Begin
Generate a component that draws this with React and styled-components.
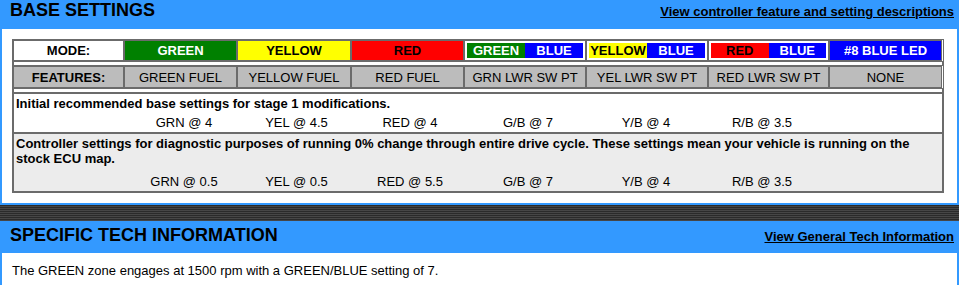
import React from 'react';
import styled, { createGlobalStyle } from 'styled-components';

const colors = {
  blue: '#3399ff',
  line: '#6b6b6b',
  feature: '#bcbcbc',
  noteAlt: '#ececec',
  green: '#008000',
  yellow: '#ffff00',
  red: '#ff0000',
  ledBlue: '#0000ff',
  white: '#ffffff',
  black: '#000000',
}

const columns = '111px 113px 114px 113px 122px 122px 121px 113px'
// the setting values sit in their own inner grid, a little off the header columns
const valueColumns = '113px 114px 111px 116px 120px 116px 116px'

const GlobalStyle = createGlobalStyle`
  body{
    margin:0;
    background-color:${colors.white};
    font-family:"Liberation Sans", Arial, sans-serif;
    color:${colors.black};
  }
`

const Page = styled.div`
  width:959px;
`

const Section = styled.div`
  background-color:${colors.blue};
  padding:0 2px 2px 2px;
`

const Header = styled.div`
  display:flex;
  justify-content:space-between;
  align-items:baseline;
  height:${props => props.trimmed ? 29 : 32}px;
  box-sizing:border-box;
  padding:${props => props.trimmed ? 0 : 4}px 3px 0 8px;

  h2{
    margin:0;
    font-size:18px;
    line-height:21px;
    font-weight:bold;
  }
`

const HeaderLink = styled.a`
  font-size:13px;
  line-height:15px;
  font-weight:bold;
  color:${colors.black};
  text-decoration:underline;
  cursor:pointer;
`

const Panel = styled.div`
  background-color:${colors.white};
  padding:10px 10px;
  font-size:13px;
  line-height:15px;
`

const Stripes = styled.div`
  height:16px;
  background:repeating-linear-gradient(#2a2a2a 0px, #2a2a2a 1px, #464646 1px, #464646 2px);
`

const Frame = styled.div`
  width:930px;
  border:1px solid ${colors.line};
`

const Row = styled.div`
  display:grid;
  grid-template-columns:${columns};
  height:${props => props.height}px;
`

const Cell = styled.div`
  display:flex;
  align-items:center;
  justify-content:center;
  box-sizing:border-box;
  border:1px solid ${colors.line};
  font-size:13px;
  font-weight:${props => props.bold ? 'bold' : 'normal'};
  background-color:${props => props.bg || colors.white};
  color:${props => props.fg || colors.black};
  white-space:nowrap;
`

const DualCell = styled(Cell)`
  padding:2px;
  align-items:stretch;
`

const Half = styled.div`
  flex:1;
  display:flex;
  align-items:center;
  justify-content:center;
  font-weight:bold;
  background-color:${props => props.bg};
  color:${props => props.fg};
`

const Spacer = styled.div`
  height:5px;
  box-sizing:border-box;
  border:1px solid ${colors.line};
`

const Note = styled.div`
  box-sizing:border-box;
  border:1px solid ${colors.line};
  background-color:${props => props.alt ? colors.noteAlt : colors.white};
  height:${props => props.height}px;
  padding:2px 2px 0 2px;

  p{
    margin:0;
    font-weight:bold;
  }
`

const Values = styled.div`
  display:grid;
  grid-template-columns:${valueColumns};
  margin:${props => props.gap}px 0 0 -2px;

  span{
    text-align:center;
  }
`

const modes = [
  { label: 'MODE:', bg: colors.white, fg: colors.black },
  { label: 'GREEN', bg: colors.green, fg: colors.white },
  { label: 'YELLOW', bg: colors.yellow, fg: colors.black },
  { label: 'RED', bg: colors.red, fg: colors.black },
  { dual: [{ label: 'GREEN', bg: colors.green, fg: colors.white }, { label: 'BLUE', bg: colors.ledBlue, fg: colors.white }] },
  { dual: [{ label: 'YELLOW', bg: colors.yellow, fg: colors.black }, { label: 'BLUE', bg: colors.ledBlue, fg: colors.white }] },
  { dual: [{ label: 'RED', bg: colors.red, fg: colors.black }, { label: 'BLUE', bg: colors.ledBlue, fg: colors.white }] },
  { label: '#8 BLUE LED', bg: colors.ledBlue, fg: colors.white },
]

const features = ['GREEN FUEL', 'YELLOW FUEL', 'RED FUEL', 'GRN LWR SW PT', 'YEL LWR SW PT', 'RED LWR SW PT', 'NONE']

const notes = [
  {
    text: 'Initial recommended base settings for stage 1 modifications.',
    values: ['GRN @ 4', 'YEL @ 4.5', 'RED @ 4', 'G/B @ 7', 'Y/B @ 4', 'R/B @ 3.5'],
    height: 40,
    gap: 4,
  },
  {
    text: 'Controller settings for diagnostic purposes of running 0% change through entire drive cycle. These settings mean your vehicle is running on the stock ECU map.',
    values: ['GRN @ 0.5', 'YEL @ 0.5', 'RED @ 5.5', 'G/B @ 7', 'Y/B @ 4', 'R/B @ 3.5'],
    height: 59,
    gap: 8,
    alt: true,
  },
]

const SettingsTable = () => (
  <Frame>
    <Row height={21}>
      {modes.map((m, i) => m.dual
        ? <DualCell key={i}>{m.dual.map(h => <Half key={h.label} bg={h.bg} fg={h.fg}>{h.label}</Half>)}</DualCell>
        : <Cell key={i} bold bg={m.bg} fg={m.fg}>{m.label}</Cell>
      )}
    </Row>
    <Spacer />
    <Row height={22}>
      <Cell bold bg={colors.feature}>FEATURES:</Cell>
      {features.map(f => <Cell key={f} bg={colors.feature}>{f}</Cell>)}
    </Row>
    <Spacer />
    {notes.map(n => (
      <Note key={n.text} alt={n.alt} height={n.height}>
        <p>{n.text}</p>
        <Values gap={n.gap}>
          <span />
          {n.values.map(v => <span key={v}>{v}</span>)}
        </Values>
      </Note>
    ))}
  </Frame>
)

const App = () => (
  <Page>
    <GlobalStyle />
    <Section>
      <Header trimmed>
        <h2>BASE SETTINGS</h2>
        <HeaderLink>View controller feature and setting descriptions</HeaderLink>
      </Header>
      <Panel>
        <SettingsTable />
      </Panel>
    </Section>
    <Stripes />
    <Section>
      <Header>
        <h2>SPECIFIC TECH INFORMATION</h2>
        <HeaderLink>View General Tech Information</HeaderLink>
      </Header>
      <Panel>
        The GREEN zone engages at 1500 rpm with a GREEN/BLUE setting of 7.
      </Panel>
    </Section>
  </Page>
)

export default App;
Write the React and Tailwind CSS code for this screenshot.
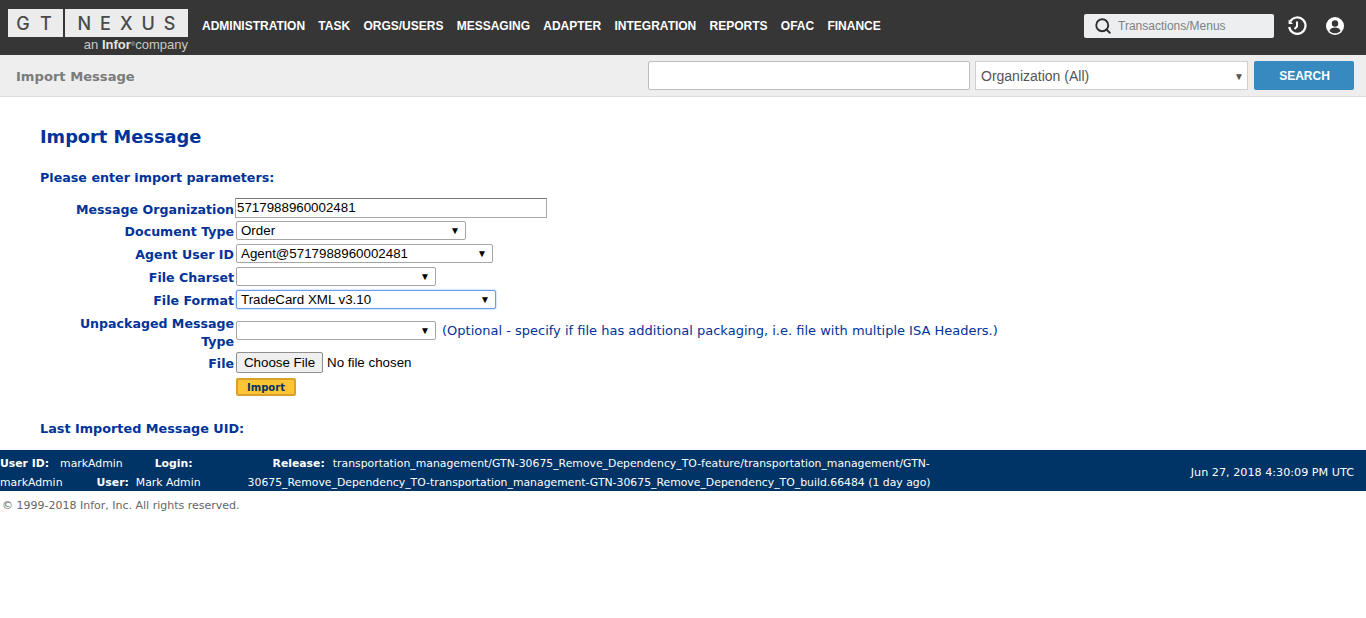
import React from 'react';
import { Search } from 'lucide-react';

const NAV = ['ADMINISTRATION', 'TASK', 'ORGS/USERS', 'MESSAGING', 'ADAPTER', 'INTEGRATION', 'REPORTS', 'OFAC', 'FINANCE'];

const verdana = 'font-["DejaVu_Sans",Verdana,sans-serif]';
const arial = 'font-["Liberation_Sans",Arial,sans-serif]';

const Row = ({ label, className = '', labelClass = 'pt-[2px]', children }) => (
  <div className={`flex items-center ${className}`}>
    <label className={`w-[194px] shrink-0 text-right text-[12.6px] font-bold leading-[18px] text-[#003399] ${labelClass}`}>{label}</label>
    <div className="flex items-center pl-[2px]">{children}</div>
  </div>
);

const FormSelect = ({ width, value, focused }) => (
  <div
    className={`flex h-[19px] items-center justify-between rounded-[2px] border bg-white pl-1 pr-[5px] text-[13.33px] leading-none text-black ${arial} ${
      focused ? 'border-[#6a9ce8] shadow-[0_0_2px_#7aa7ee]' : 'border-[#a6a6a6]'
    } ${width}`}
  >
    <span>{value}</span>
    <span className="text-[10px] leading-none">▼</span>
  </div>
);

const ClockIcon = () => (
  <svg width="22" height="22" viewBox="0 0 22 22" fill="none" stroke="white" strokeWidth="2.2">
    <path d="M4.200 6.500A8.200 8.200 0 1 1 3.200 12" />
    <path d="M2.600 4.500v4.400h4.400" fill="white" stroke="none" />
    <path d="M11 6.500V11.500L8.500 14" strokeWidth="2" />
  </svg>
);

const UserIcon = () => (
  <svg width="20" height="20" viewBox="0 0 20 20">
    <circle cx="10" cy="10" r="9" fill="white" />
    <circle cx="10" cy="7.500" r="3.200" fill="#363636" />
    <path d="M4.500 15c.8-2.600 3-3.500 5.500-3.500s4.700.9 5.500 3.500c-1.400 1.500-3.400 2.300-5.500 2.300S5.900 16.500 4.500 15z" fill="#363636" />
  </svg>
);

export default function App() {
  return (
    <div className={`min-h-[618px] bg-white ${verdana}`}>
      {/* Top bar */}
      <header className="flex h-[55px] items-start bg-[#363636]">
        <div className="ml-[8px] mt-[9px] w-[180px] shrink-0">
          <div className='flex h-[28px] gap-[2px] font-["Inter",sans-serif] font-medium text-[#4a4a4a]'>
            <div className="flex w-[55px] items-center justify-center bg-[#ececec] pl-[8px] text-[18px] tracking-[11px]">GT</div>
            <div className="flex flex-1 items-center justify-center bg-[#ececec] pl-[9px] text-[18px] tracking-[9px]">NEXUS</div>
          </div>
          <div className={`mt-[1px] text-right text-[13px] leading-[14px] text-[#c9c9c9] ${arial}`}>
            an <span className="font-bold text-[#e4e4e4]">Infor</span>
            <sup className="text-[6px]">®</sup>company
          </div>
        </div>
        <nav className={`ml-[14px] mt-[19px] flex gap-[13.25px] text-[12px] font-bold leading-[15px] text-white ${arial}`}>
          {NAV.map((item) => (
            <span key={item}>{item}</span>
          ))}
        </nav>
        <div className="ml-auto mr-[21px] mt-[14px] flex items-center">
          <div className={`flex h-[24px] w-[190px] items-center rounded-[2px] bg-[#edeef0] pl-[10px] text-[12px] text-[#7d8288] ${arial}`}>
            <Search size={18} strokeWidth={2.5} className="text-[#2f2f2f]" />
            <span className="ml-[6px]">Transactions/Menus</span>
          </div>
          <div className="ml-[12px] flex"><ClockIcon /></div>
          <div className="ml-[17px] flex"><UserIcon /></div>
        </div>
      </header>

      {/* Sub header */}
      <div className="flex h-[42px] items-center border-b border-[#dcdcdc] bg-[#eeeeee] pl-[16px] pr-[12px]">
        <span className="pt-[2px] text-[13.100px] font-bold text-[#7b7b7b]">Import Message</span>
        <div className={`ml-auto flex items-center ${arial}`}>
          <div className="h-[29px] w-[322px] rounded-[2px] border border-[#bdbdbd] bg-white" />
          <div className="ml-[5px] flex h-[29px] w-[273px] items-center justify-between border border-[#cfcfcf] bg-white pl-[5px] pr-[3px] pt-[2px] text-[14px] text-[#555]">
            <span>Organization (All)</span>
            <span className="text-[10px] text-[#555]">▼</span>
          </div>
          <button className="ml-[6px] h-[29px] w-[100px] rounded-[2px] bg-[#368ac0] pl-[1px] text-[12px] font-bold text-white">SEARCH</button>
        </div>
      </div>

      {/* Form */}
      <main className="h-[353px] pl-[40px] pt-[28px]">
        <h1 className="text-[17.800px] font-bold leading-[24px] text-[#003399]">Import Message</h1>
        <p className="mt-[20px] text-[12.700px] font-bold leading-[18px] text-[#003399]">Please enter import parameters:</p>

        <div className="mt-[11px] flex flex-col">
          <Row label="Message Organization" labelClass="pt-[4px]" className="h-[20px]">
            <div className={`-ml-[1px] flex h-[20px] w-[312px] items-center border border-[#a9a9a9] border-t-[#767676] pl-[1px] text-[13.33px] text-black ${arial}`}>5717988960002481</div>
          </Row>
          <Row label="Document Type" className="mt-[3px] h-[19px]"><FormSelect width="w-[230px]" value="Order" /></Row>
          <Row label="Agent User ID" className="mt-[4px] h-[19px]"><FormSelect width="w-[257px]" value="Agent@5717988960002481" /></Row>
          <Row label="File Charset" className="mt-[4px] h-[19px]"><FormSelect width="w-[200px]" value="" /></Row>
          <Row label="File Format" className="mt-[4px] h-[19px]"><FormSelect width="w-[260px]" value="TradeCard XML v3.10" focused /></Row>
          <Row label={<>Unpackaged Message<br />Type</>} className="mt-[4px] h-[37px]">
            <div className="mb-[2px] flex items-center">
              <FormSelect width="w-[200px]" value="" />
              <span className="ml-[6px] text-[13px] text-[#003399]">
                (Optional - specify if file has additional packaging, i.e. file with multiple ISA Headers.)
              </span>
            </div>
          </Row>
          <Row label="File" className="mt-[2px] h-[21px]">
            <div className={`flex items-center text-[13.33px] text-black ${arial}`}>
              <button className="h-[21px] w-[87px] rounded-[2px] border border-[#8f8f8f] bg-[#efefef]">Choose File</button>
              <span className="ml-[4px]">No file chosen</span>
            </div>
          </Row>
          <div className="ml-[196px] mt-[5px]">
            <button className="block h-[18px] w-[60px] rounded-[2px] border-2 border-[#d9a02c] bg-[#fdc533] pt-[1px] text-[10px] font-bold leading-none text-[#003366]">Import</button>
          </div>
        </div>

        <p className="mt-[24px] text-[12.800px] font-bold leading-[18px] text-[#003399]">Last Imported Message UID:</p>
      </main>

      {/* Status bar */}
      <footer className="flex h-[41px] items-center justify-between bg-[#003366] pr-[12px] pt-[4px] text-[10.85px] leading-[19px] text-white">
        <div className="w-[960px]">
          <div className="flex whitespace-nowrap">
            <b>User ID:</b><span className="ml-[11px]">markAdmin</span>
            <b className="ml-[32px]">Login:</b>
            <b className="ml-[80px]">Release:</b>
            <span className="ml-[8px]">transportation_management/GTN-30675_Remove_Dependency_TO-feature/transportation_management/GTN-</span>
          </div>
          <div className="flex whitespace-nowrap">
            <span>markAdmin</span>
            <b className="ml-[34px]">User:</b><span className="ml-[7px]">Mark Admin</span>
            <span className="ml-[47px]">30675_Remove_Dependency_TO-transportation_management-GTN-30675_Remove_Dependency_TO_build.66484 (1 day ago)</span>
          </div>
        </div>
        <span className="text-[11.2px]">Jun 27, 2018 4:30:09 PM UTC</span>
      </footer>

      <p className="pl-[2px] pt-[7px] text-[11px] leading-[16px] text-[#666]">© 1999-2018 Infor, Inc. All rights reserved.</p>
    </div>
  );
}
End
What the task requires
Your answer should be one number: how many lines of the listing include the word "with".

Exercise answer
3